The following editorial comments taken from the Boston Advertiser, were presumably written by a Harvard graduate, who, when a member of the Law School, was active in starting the Co-operative Society :

"The announcement that the directors of the Harvard Co-operative Society have passed a provisional vote to wind up the affairs of that organization is a surprise. The society has been represented as an entire success, and as doing a steadily increasing business. It has been considered a model for other colleges. Under its by-laws its managers are prohibited from incurring debts. Its fundamental principle has been to enforce cash payments in making all purchases and sales, and the stock carried and owned by it rightfully represents nothing but its invested savings.

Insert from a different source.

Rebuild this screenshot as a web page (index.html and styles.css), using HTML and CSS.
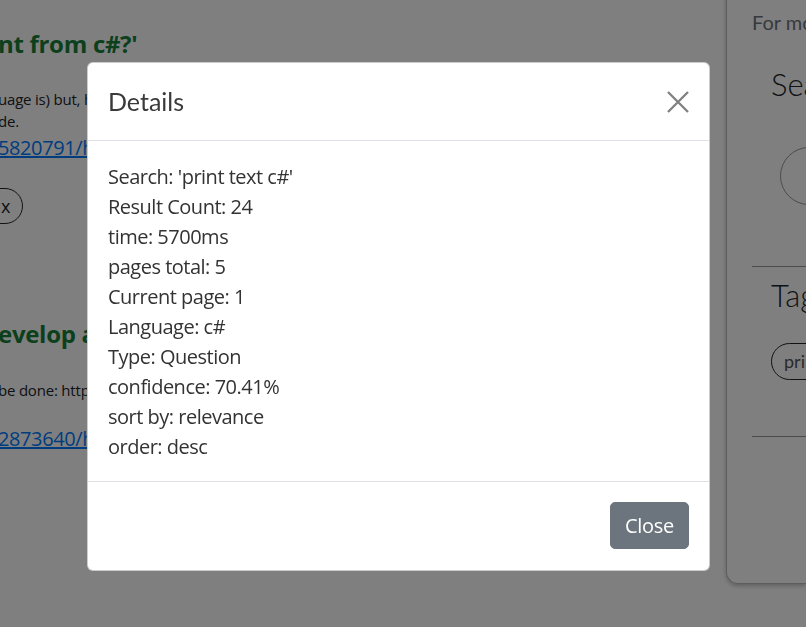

Unless this principle has been departed from, there seems to be no valid reason for closing its account, even temporarily, as is suggested by the directors. The difficulty is a very simple one, and for all that appears on the surface, easy of remedy. Where an active and prosperous business was done at first on the smallest possible salaries and in the most economical way, there are now payments made for salaries sufficient to eat up all that is raised from a largely increased menbership, paying an increased fee. If the society on a simple basis, employing only one person and carrying very little stock of its own, was a success, and the same society carrying a heavy stock, engaging in unremunerative branches of business and employing seven persons, is a failure, the moral needs no extended explanation."